- [SHORT EXERCISE]: Return the number of lines in which the word "React" appears; add nothing else.

____________

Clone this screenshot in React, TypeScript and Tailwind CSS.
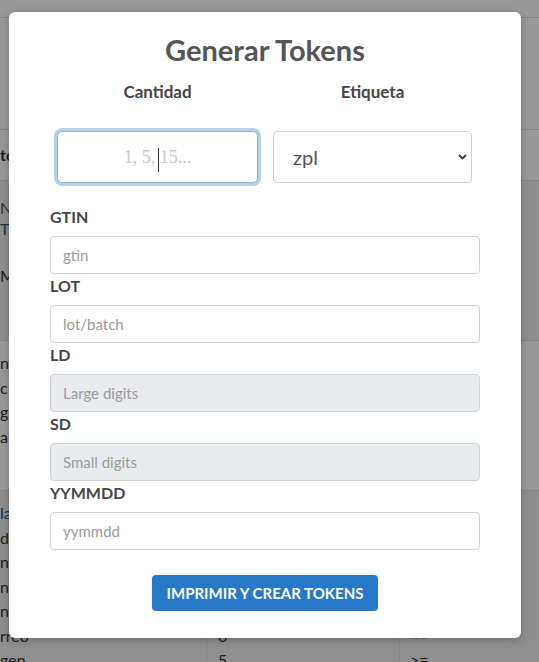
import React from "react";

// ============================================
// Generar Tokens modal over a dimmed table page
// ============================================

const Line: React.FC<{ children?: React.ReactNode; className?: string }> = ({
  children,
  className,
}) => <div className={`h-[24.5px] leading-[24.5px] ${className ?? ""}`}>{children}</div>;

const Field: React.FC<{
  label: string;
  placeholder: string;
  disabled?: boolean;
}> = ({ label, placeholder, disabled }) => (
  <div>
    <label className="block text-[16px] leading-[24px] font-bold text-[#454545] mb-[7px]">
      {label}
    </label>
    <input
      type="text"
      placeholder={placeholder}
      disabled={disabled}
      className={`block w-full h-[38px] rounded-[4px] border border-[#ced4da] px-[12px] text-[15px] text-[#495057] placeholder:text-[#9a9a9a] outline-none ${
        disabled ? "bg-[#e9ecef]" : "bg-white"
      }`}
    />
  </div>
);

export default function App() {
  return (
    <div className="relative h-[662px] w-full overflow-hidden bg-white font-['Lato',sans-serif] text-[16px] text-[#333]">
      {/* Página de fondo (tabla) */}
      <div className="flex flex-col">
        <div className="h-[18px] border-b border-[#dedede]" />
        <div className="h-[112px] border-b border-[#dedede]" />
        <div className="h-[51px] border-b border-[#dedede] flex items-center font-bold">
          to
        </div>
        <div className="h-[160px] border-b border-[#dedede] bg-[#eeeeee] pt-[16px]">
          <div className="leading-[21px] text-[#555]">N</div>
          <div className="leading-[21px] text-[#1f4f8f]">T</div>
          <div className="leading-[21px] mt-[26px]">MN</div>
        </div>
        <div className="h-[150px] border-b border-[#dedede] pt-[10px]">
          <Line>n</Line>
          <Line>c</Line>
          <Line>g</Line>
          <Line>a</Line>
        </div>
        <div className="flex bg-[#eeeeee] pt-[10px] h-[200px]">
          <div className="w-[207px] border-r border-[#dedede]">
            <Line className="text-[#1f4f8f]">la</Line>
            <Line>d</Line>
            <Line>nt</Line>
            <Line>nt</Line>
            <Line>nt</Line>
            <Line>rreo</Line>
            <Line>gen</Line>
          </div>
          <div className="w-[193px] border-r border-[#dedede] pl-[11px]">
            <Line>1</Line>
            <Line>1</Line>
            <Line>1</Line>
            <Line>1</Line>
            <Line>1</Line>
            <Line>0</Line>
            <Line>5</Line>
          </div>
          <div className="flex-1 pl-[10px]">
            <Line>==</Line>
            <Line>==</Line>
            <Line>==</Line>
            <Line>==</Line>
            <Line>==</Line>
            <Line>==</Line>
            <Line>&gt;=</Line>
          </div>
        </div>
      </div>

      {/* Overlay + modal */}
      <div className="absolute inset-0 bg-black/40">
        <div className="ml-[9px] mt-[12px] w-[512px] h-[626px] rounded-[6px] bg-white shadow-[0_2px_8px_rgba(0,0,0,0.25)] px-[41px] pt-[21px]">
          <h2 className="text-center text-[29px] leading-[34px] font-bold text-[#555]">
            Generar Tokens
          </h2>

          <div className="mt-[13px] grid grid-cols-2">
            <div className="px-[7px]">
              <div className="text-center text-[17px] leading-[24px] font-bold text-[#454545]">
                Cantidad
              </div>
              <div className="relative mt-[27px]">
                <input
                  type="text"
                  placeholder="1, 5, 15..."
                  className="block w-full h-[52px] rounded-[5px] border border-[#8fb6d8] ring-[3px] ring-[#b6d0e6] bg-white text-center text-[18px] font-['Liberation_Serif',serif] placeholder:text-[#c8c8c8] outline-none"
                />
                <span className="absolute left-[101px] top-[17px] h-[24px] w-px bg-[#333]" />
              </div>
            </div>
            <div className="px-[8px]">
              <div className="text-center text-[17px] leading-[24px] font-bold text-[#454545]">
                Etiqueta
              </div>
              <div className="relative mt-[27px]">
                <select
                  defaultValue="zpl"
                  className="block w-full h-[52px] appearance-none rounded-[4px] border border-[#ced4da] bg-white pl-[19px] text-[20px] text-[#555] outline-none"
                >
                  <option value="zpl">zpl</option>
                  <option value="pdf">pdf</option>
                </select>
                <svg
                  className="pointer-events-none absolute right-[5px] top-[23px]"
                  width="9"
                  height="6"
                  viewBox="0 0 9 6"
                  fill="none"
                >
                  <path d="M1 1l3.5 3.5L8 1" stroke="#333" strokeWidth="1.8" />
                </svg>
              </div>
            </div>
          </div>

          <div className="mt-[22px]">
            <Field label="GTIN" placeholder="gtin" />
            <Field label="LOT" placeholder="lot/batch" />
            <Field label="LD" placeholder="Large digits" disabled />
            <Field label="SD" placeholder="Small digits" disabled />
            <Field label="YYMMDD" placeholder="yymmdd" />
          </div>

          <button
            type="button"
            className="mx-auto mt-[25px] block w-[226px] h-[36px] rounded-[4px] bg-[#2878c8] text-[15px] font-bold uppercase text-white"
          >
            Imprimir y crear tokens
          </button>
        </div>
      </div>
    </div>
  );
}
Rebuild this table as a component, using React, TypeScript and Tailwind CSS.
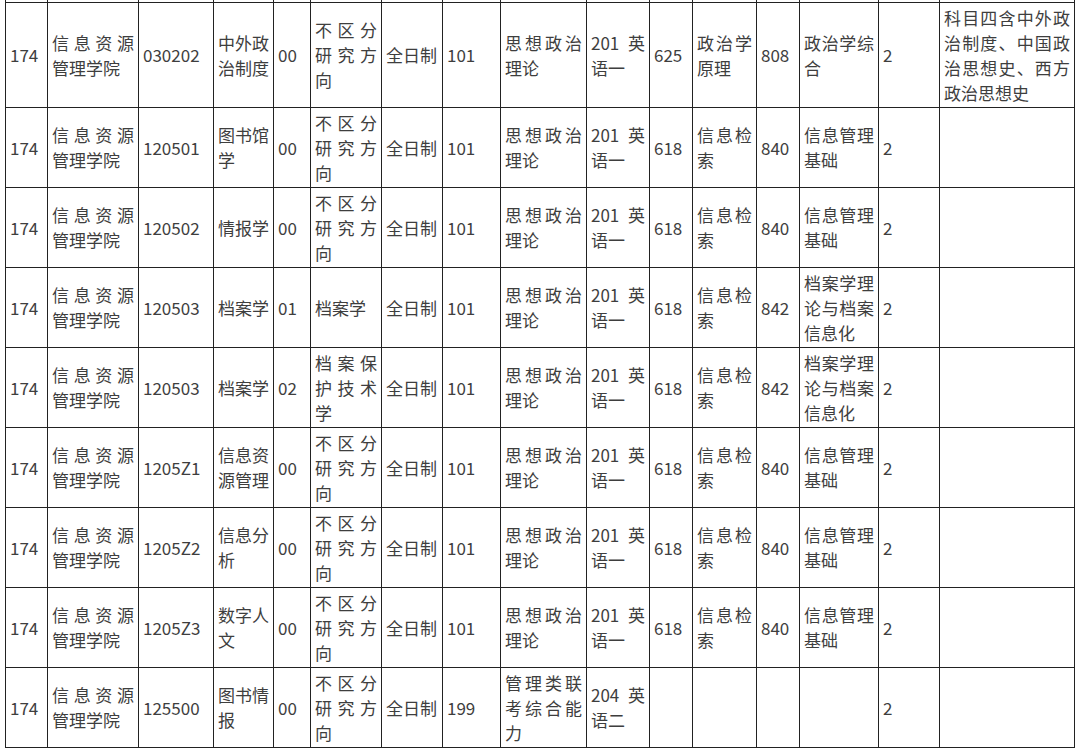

____________

- [FINISHED EXERCISE]: 5